All of this is a somewhat depressing point for the club to have reached only five years after its rebirth, greeted around the lower divisions as a "supporter rescue", a community club which could provide a blueprint for other clubs' survival. In 2000, the Government established Supporters Direct to help supporters form mutual trusts and play an active role in their clubs, and Bournemouth was cited as an example, along with Northampton Town. Trevor Watkins, the supporter who became Bournemouth's chairman, was appointed a director of Supporters Direct.
This week Watkins, who resigned as chairman last year to make way for Swaisland, said that after a good first year in which money was raised and Matt Holland sold, Bournemouth's debts mounted again. "Supporter involvement is a solution, but unfortunately it does not alter the very difficult financial situation clubs are in."
Bournemouth have long been a selling club – their best side, the one in which Machin played in the 1970s with strikers Ted McDougall and Phil Boyer, managed by John Bond, was dismantled by Bond when he went to Norwich as manager and signed several of his protégés. The financial difficulties in 1997 followed a relatively golden patch under Harry Redknapp, who took the side to the old Second Division with a team including Ian Bishop, Shaun Teale and Gavin Peacock, before he went to West Ham in 1992.
Bournemouth still try to sell players but the transfer market and player production line have both dwindled. The club lost £1m in each of the last two years, and for three months last year lost more revenue by having to play home matches at Dorchester. With Dean Court crumbling, they opted to move, hoping that sponsorship deals and commercial income would make up the shortfall on the stadium. Peter Philips said he would have done the same, but added: "In retrospect the decision to build the stadium may look foolhardy."
Even Watkins' legacy to Bournemouth as a supporter-run, or community, club, has been questioned by some fans.
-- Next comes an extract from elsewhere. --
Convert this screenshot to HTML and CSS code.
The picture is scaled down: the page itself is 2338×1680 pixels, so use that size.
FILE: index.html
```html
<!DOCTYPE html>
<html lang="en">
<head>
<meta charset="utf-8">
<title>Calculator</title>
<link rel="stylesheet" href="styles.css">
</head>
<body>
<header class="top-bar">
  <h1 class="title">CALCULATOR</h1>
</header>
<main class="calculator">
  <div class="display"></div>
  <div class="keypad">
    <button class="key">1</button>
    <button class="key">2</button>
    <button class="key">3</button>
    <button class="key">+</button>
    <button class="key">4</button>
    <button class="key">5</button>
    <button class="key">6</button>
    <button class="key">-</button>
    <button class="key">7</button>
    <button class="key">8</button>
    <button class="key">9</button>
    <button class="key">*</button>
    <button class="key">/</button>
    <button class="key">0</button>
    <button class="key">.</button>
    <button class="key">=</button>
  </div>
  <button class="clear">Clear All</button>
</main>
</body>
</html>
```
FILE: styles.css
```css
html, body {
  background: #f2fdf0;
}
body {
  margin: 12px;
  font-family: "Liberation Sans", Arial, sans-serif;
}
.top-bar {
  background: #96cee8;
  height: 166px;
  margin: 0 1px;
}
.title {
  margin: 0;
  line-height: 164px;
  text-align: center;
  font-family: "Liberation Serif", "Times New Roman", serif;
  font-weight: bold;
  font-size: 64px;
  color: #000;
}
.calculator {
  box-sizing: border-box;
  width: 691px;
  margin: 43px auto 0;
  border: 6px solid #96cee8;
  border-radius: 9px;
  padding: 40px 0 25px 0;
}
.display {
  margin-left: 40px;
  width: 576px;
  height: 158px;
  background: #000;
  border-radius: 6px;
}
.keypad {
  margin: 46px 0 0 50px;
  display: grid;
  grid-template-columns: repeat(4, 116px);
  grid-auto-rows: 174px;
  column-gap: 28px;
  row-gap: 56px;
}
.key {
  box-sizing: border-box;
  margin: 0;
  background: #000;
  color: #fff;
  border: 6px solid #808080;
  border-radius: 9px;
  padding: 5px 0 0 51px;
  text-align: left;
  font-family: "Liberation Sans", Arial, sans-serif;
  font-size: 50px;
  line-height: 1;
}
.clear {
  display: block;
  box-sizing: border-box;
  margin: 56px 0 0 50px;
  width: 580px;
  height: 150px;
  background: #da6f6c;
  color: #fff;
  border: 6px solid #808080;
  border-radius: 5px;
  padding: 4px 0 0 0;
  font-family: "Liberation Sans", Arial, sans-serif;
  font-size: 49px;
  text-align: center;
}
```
Supporters Direct has, since 2000, promoted mutual bodies made up of fans with regular elections for officers, but at Bournemouth, three years earlier, a somewhat convoluted structure was established, with limited democracy, which has taken years to evolve.
In 1997, the supporters raised £150,000, while 15 wealthy individuals put up £500,000. The supporters' money was put into a trust fund, and though this money had been a small proportion of the total raised, the trust fund was nevertheless given control of the club in the shape of 51 per cent of the voting rights. There were no elections for directors of the Trust Fund; Watkins was appointed as one of two directors. He said this week the intention was always to introduce democracy, but in August 1999 some fans, frustrated at the lack of progress, formed an Independent Supporters' Association, then last year a Community Mutual to raise money for the new stadium. They struck a deal with the Trust Fund, which Watkins still chairs, which allows them two elected places on the Trust board, which can, in turn, elect three of its representatives on to the club's board.
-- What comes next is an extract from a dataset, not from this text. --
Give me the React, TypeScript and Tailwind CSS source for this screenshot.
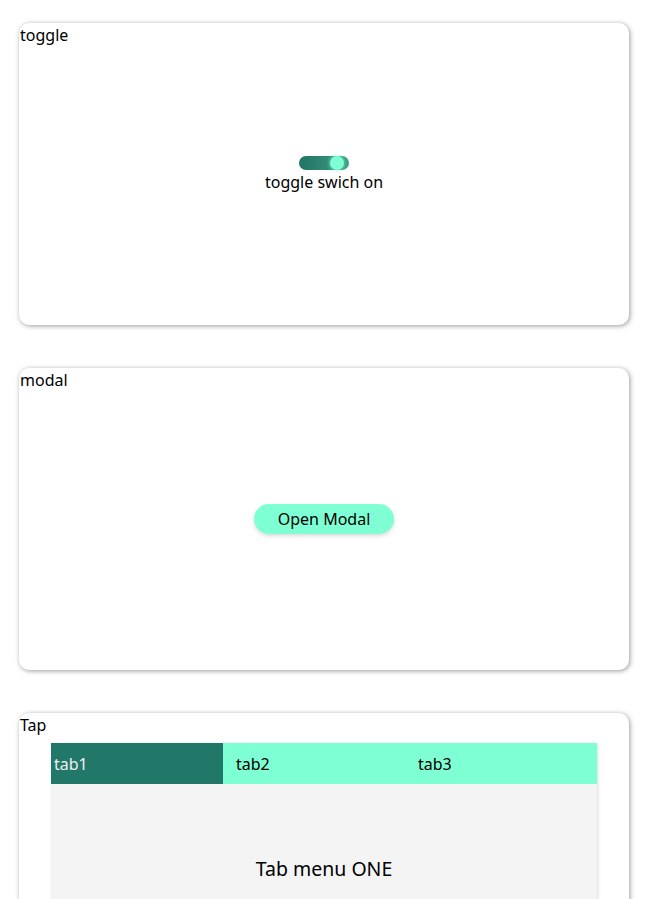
import React, { useState } from "react";

const font = { fontFamily: '"Noto Sans", "Noto Sans CJK KR", sans-serif' };

function Card({ title, children }: { title: string; children: React.ReactNode }) {
  return (
    <div className="relative w-[610px] h-[302px] shrink-0 rounded-[10px] bg-white shadow-[1px_1px_5px_rgba(0,0,0,0.4)]">
      <div className="absolute left-[1px] top-[1px] text-[16px] leading-[22px] text-black">{title}</div>
      {children}
    </div>
  );
}

export default function App() {
  const [on, setOn] = useState(true);
  const [tab, setTab] = useState(0);
  const tabs = ["tab1", "tab2", "tab3"];
  const contents = ["Tab menu ONE", "Tab menu TWO", "Tab menu THREE"];
  return (
    <div style={font} className="bg-white pl-[19px] pt-[23px] flex flex-col gap-[43px] overflow-hidden h-[899px]">
      <Card title="toggle">
        <div className="h-full flex flex-col items-center justify-center">
          <button
            onClick={() => setOn(!on)}
            className="relative w-[50px] h-[14px] rounded-full bg-[linear-gradient(to_right,#1f7463,#3f9a85)]"
          >
            <span className="absolute right-[5px] top-0 w-[14px] h-[14px] rounded-full bg-[#7fffd4] shadow-[0_0_4px_rgba(127,255,212,0.9)]" />
          </button>
          <div className="text-[16px] leading-[22px] mt-[1px] text-black">toggle swich {on ? "on" : "off"}</div>
        </div>
      </Card>
      <Card title="modal">
        <div className="h-full flex items-center justify-center">
          <button className="w-[140px] h-[30px] rounded-full bg-[#7fffd4] text-[16px] text-black shadow-[0_2px_4px_rgba(0,0,0,0.15)]">
            Open Modal
          </button>
        </div>
      </Card>
      <Card title="Tap">
        <div className="pt-[30px] px-[32px]">
          <div className="shadow-[1px_1px_3px_rgba(0,0,0,0.15)]">
            <div className="flex h-[41px] bg-[#7fffd4]">
              {tabs.map((t, i) => (
                <div
                  key={t}
                  onClick={() => setTab(i)}
                  className={
                    i === tab
                      ? "w-[182px] flex items-center pl-[3px] text-[16px] text-[#f0f0f0] bg-[linear-gradient(to_right,#217869_172px,transparent_172px)]"
                      : "w-[182px] flex items-center pl-[3px] text-[16px] text-black"
                  }
                >
                  {t}
                </div>
              ))}
            </div>
            <div className="h-[170px] bg-[#f4f4f4] flex items-center justify-center text-[19.5px] text-black">
              {contents[tab]}
            </div>
          </div>
        </div>
      </Card>
    </div>
  );
}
"It overstated the case to call it a supporter rescue," said Andy Smith, chair of the ISA. "Democracy was slow to happen. There is gradual democratisation now, although I would like it to be faster."
Watkins was adamant that in 1997 they were consumed with the need to save the club, and that he and others involved were supporters and acted in supporters' best interests: "We didn't have the opportunity to introduce democracy at first but, as soon as we did, we brought it in through Community Mutual."
With Northampton in trouble, having come close to a takeover by Giovanni Di Stefano, the Italian lawyer who is proud to number the Serbian warlord Arkan and Slobodan Milosevic among his associates, such constitutional niceties are no protection from football's self-destructive economics. Bournemouth provides a glumly appropriate monument: the proposed hocking of a three-sided stadium, still not even finished. The current chairman is campaigning for a more positive vision, and the long-suffering fans are rallying round again. As at many clubs, they have a struggle on.